The following week, we go to the township of Lwandle, to visit the Migrant Labour Museum. This museum documents the migrant labour system and the hostels that started here in the 1950s, to house workers coming mostly from the Eastern Cape. The hostels permitted only employed men over 18 years of age, and their work meant that they would only go home for a few weeks per year. We are shown round by the curator, Lunga Smile. He is a fantastic guide, and he talks us through the displays, telling stories of overcrowding, divided families, and the dehumanising laws of the Apartheid system. We see some incredible photographs: David Goldblatt’s haunting images of workers queuing for the bus at 3am, to begin their 18 hour day; an image of a whole family occupying a bunk with another family on the bunk below them; a newspaper clipping from the 1980s showing a man proudly standing in his shack, smiling, accompanied by a derogatory article suggesting that the township bred disease. Lunga asked us to think carefully about how we represent Lwandle and it’s inhabitants in our own photographs.
The township that has developed around the old hostels now houses around 80,000 people, in converted hostels, houses and shacks. Conditions aren’t exactly luxurious, but there are no longer four families sharing one tiny room. Lunga takes us to see Hostel 33 – the one hostel that has been left in its original form, and we stand inside, trying to imagine how so many people lived together in this space. I am struck by what a luxury it is to have space and privacy. Mine and Katy’s concerns about having to share a room pale into insignificance.

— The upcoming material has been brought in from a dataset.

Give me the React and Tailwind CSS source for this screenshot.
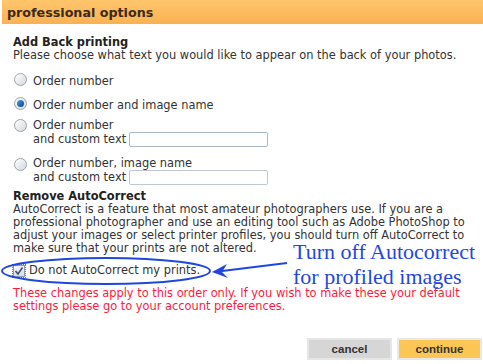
export default function App() {
  const font = { fontFamily: '"DejaVu Sans", Verdana, sans-serif' }
  return (
    <div className="relative w-[483px] h-[364px] bg-white text-[11.4px] leading-[13px] text-[#333]" style={font}>
      {/* header */}
      <div className="ml-[2px] h-[24px] bg-gradient-to-b from-[#ffc66c] to-[#f9b152] px-[5px] pt-[5px] text-[12.7px] leading-[15px] font-bold text-[#3b2a1c]">
        professional options
      </div>

      <div className="pl-[13px] pr-[8px]">
        <div className="mt-[12px] font-bold text-[#222]">Add Back printing</div>
        <div>Please choose what text you would like to appear on the back of your photos.</div>

        <div className="mt-[10px] flex flex-col">
          <label className="flex items-start gap-[6px]">
            <Radio />
            <span className="pt-[3px]">Order number</span>
          </label>
          <label className="mt-[8px] flex items-start gap-[6px]">
            <Radio checked />
            <span className="pt-[3px]">Order number and image name</span>
          </label>
          <label className="mt-[6px] flex items-start gap-[6px]">
            <Radio />
            <span className="pt-[1px]">
              Order number
              <span className="flex items-center gap-[3px]">
                and custom text
                <input className="w-[139px] h-[15px] border border-[#a9b8c9] rounded-[2px] outline-none" />
              </span>
            </span>
          </label>
          <label className="mt-[10px] flex items-start gap-[6px]">
            <Radio />
            <span>
              Order number, image name
              <span className="flex items-center gap-[3px]">
                and custom text
                <input className="w-[139px] h-[15px] border border-[#bfc8d2] rounded-[2px] outline-none" />
              </span>
            </span>
          </label>
        </div>

        <div className="mt-[5px] font-bold text-[#222]">Remove AutoCorrect</div>
        <div className="w-[468px]">
          AutoCorrect is a feature that most amateur photographers use. If you are a professional photographer and use an editing tool such as Adobe PhotoShop to adjust your images or select printer profiles, you should turn off AutoCorrect to make sure that your prints are not altered.
        </div>

        <label className="mt-[9px] flex items-center gap-[4px]">
          <span className="w-[12px] h-[12px] border border-[#8f9caf] outline outline-1 outline-dotted outline-[#777] bg-gradient-to-b from-[#f2f4f7] to-[#d9dee6] flex items-center justify-center">
            <svg width="10" height="10" viewBox="0 0 10 10">
              <path d="M1.5 5 L4 8 L8.5 1.5" fill="none" stroke="#3d4e70" strokeWidth="1.6" />
            </svg>
          </span>
          <span>Do not AutoCorrect my prints.</span>
        </label>

        <div className="mt-[10px] text-[#ff1a3c]">
          These changes apply to this order only. If you wish to make these your default settings please go to your account preferences.
        </div>
      </div>

      <div className="mt-[25px] flex justify-end gap-[5px] pr-[1px]">
        <button className="w-[85px] h-[22px] border-2 border-[#e6e6e6] bg-[#d6d6d6] text-[11.5px] font-bold text-[#333]" style={{ fontFamily: '"Liberation Sans", Arial, sans-serif' }}>
          cancel
        </button>
        <button className="w-[85px] h-[22px] border-2 border-[#e8e8e8] bg-[#fcc655] text-[11.5px] font-bold text-[#333]" style={{ fontFamily: '"Liberation Sans", Arial, sans-serif' }}>
          continue
        </button>
      </div>

      {/* annotation */}
      <svg className="absolute left-0 top-[250px]" width="300" height="40" viewBox="0 0 300 40">
        <ellipse cx="106" cy="21" rx="104" ry="13" fill="none" stroke="#1f47e0" strokeWidth="2" />
        <path d="M287 13 L214 22" stroke="#1f47e0" strokeWidth="1.8" fill="none" />
        <path d="M212 22 L227 14 L222 22 L228 28 Z" fill="#1f47e0" />
      </svg>
      <div className="absolute left-[293px] top-[242px] flex flex-col gap-[5px] text-[22px] leading-[20px] text-[#1f47e0]" style={{ fontFamily: '"Liberation Serif", serif' }}>
        <span>Turn off Autocorrect</span>
        <span>for profiled images</span>
      </div>
    </div>
  )
}

function Radio({ checked }) {
  return (
    <span className="mt-[1px] ml-[1px] w-[13px] h-[13px] rounded-full border border-[#9aa3ad] bg-gradient-to-br from-[#ffffff] to-[#d4d8dd] flex items-center justify-center shrink-0">
      {checked && <span className="w-[7px] h-[7px] rounded-full bg-gradient-to-br from-[#4aa3ea] to-[#0c3f86]" />}
    </span>
  )
}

Lunga asks each of us what ‘home’ means to us, and where it is. We discuss this for a while, thinking about the homes we grew up in, and the various places we call home now. He tells us about a book, ‘A Bed Called Home’ and ponders on whether the cramped bunks of the hostels were ever truly home for their occupants. For some people, Lwandle was never home, but always a temporary dwelling – a necessary but unwelcomed place. For others the hostels and then the township became home, and their children and grandchildren were born here. I think about the elderly people in Tiervlei, who will always remember the homes lost to them when they were forced to move. South Africa is scarred with memories of injustice, of forced ‘resettlement’ and appalling conditions for people of colour. But people in places like Lwandle and Tiervlei are proudly keeping their histories alive, not wanting the younger generations to forget how they came to be here, and the rights they have won through years of struggle.